Others criticized Vance for his generalizations, with the New Republic calling the onetime fierce critic of Trump a “false prophet of blue America.”

Following Monday’s VP announcement, a Times opinion column condemned the memoir, noting that Vance’s writing generalized 35% of the country “as tragic victims of alcoholism, drug abuse, laziness and their own self-destructive moral failings,” which in turn caused the news media to further isolate and generalize the white working class.

Despite controversy, with the book’s commercial success came a Netflix film adaptation. The movie starred Gabriel Basso as Vance; Amy Adams as his mother, Beverly;, and Glenn Close as Mamaw — his grandmother. The movie snagged two Academy Award nominations in 2021, including supporting actress for Close.

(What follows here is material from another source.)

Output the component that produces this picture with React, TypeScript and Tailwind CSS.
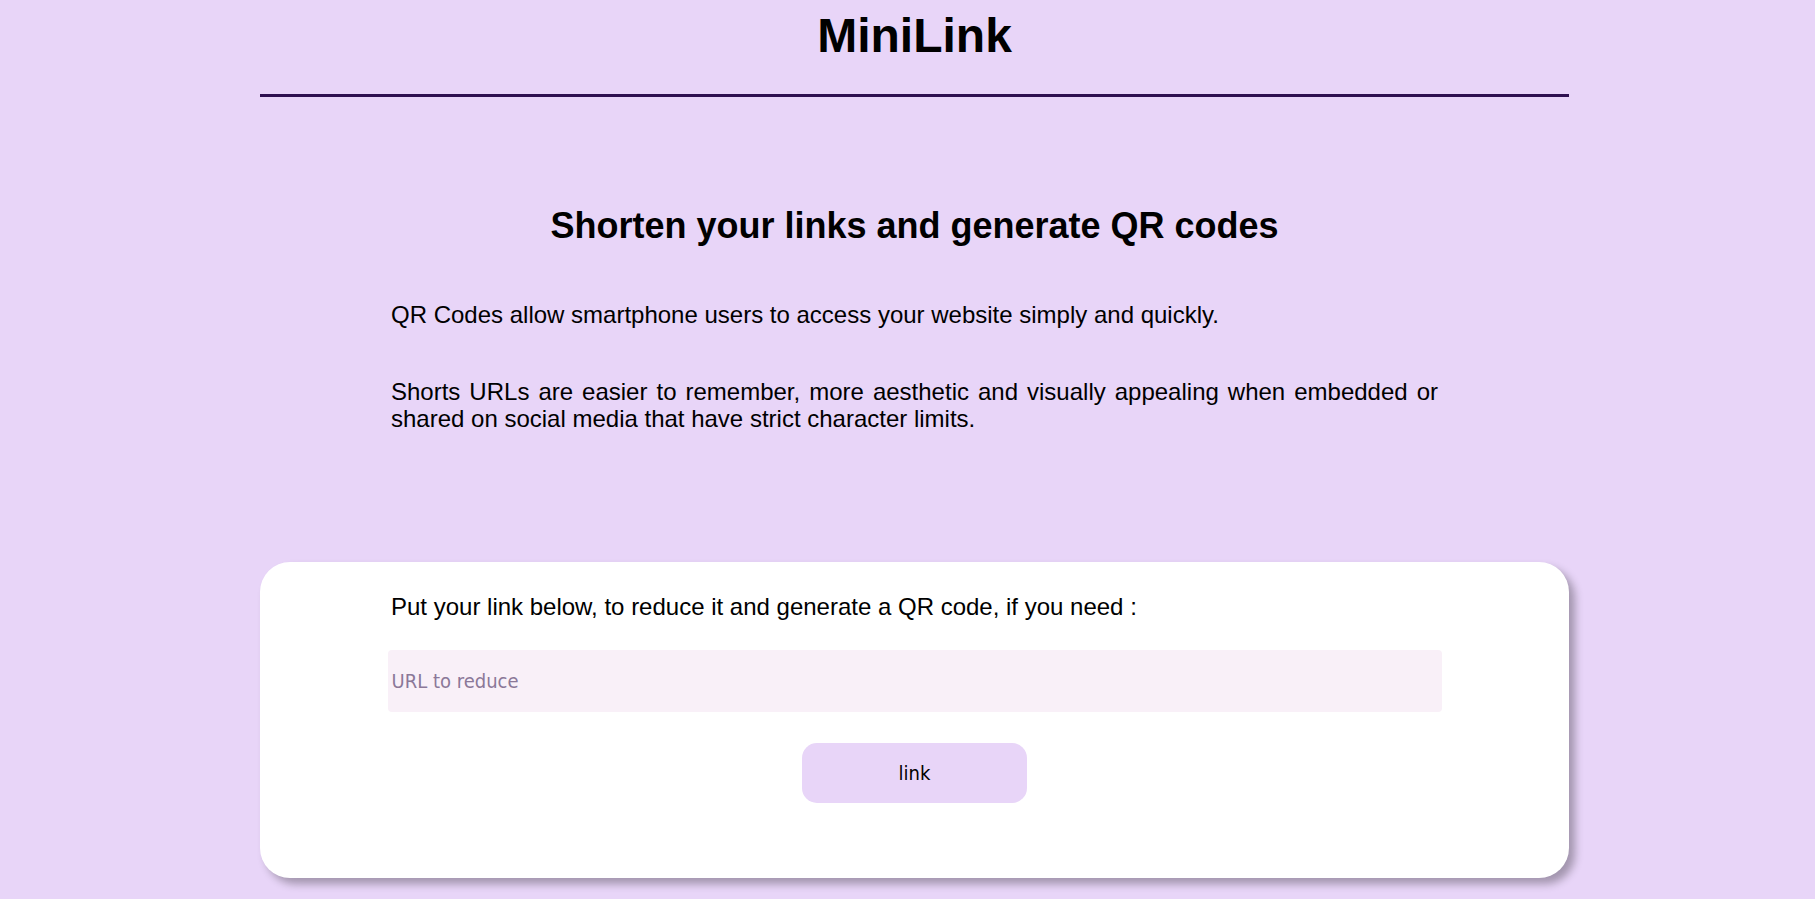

The Times’ 2020 review described the Netflix pic as “woefully misguided.”

“At the time, the memoir was widely hailed across the political spectrum. ... But in recent years, ‘Hillbilly Elegy’ has undergone its share of critical reassessments, most of them unflattering,” former Times film critic Justin Chang wrote. “More than a few have questioned the authenticity of Vance’s perspective on Appalachia, his convenient downplaying of race and racism as cultural forces, and his willingness to extrapolate rather too broadly from his family’s own fraught dynamics.”

“Hillbilly Elegy” also received three nominations for Razzie Awards — a parody awards show that honors the worst of cinema. Close was nominated for worst supporting actress.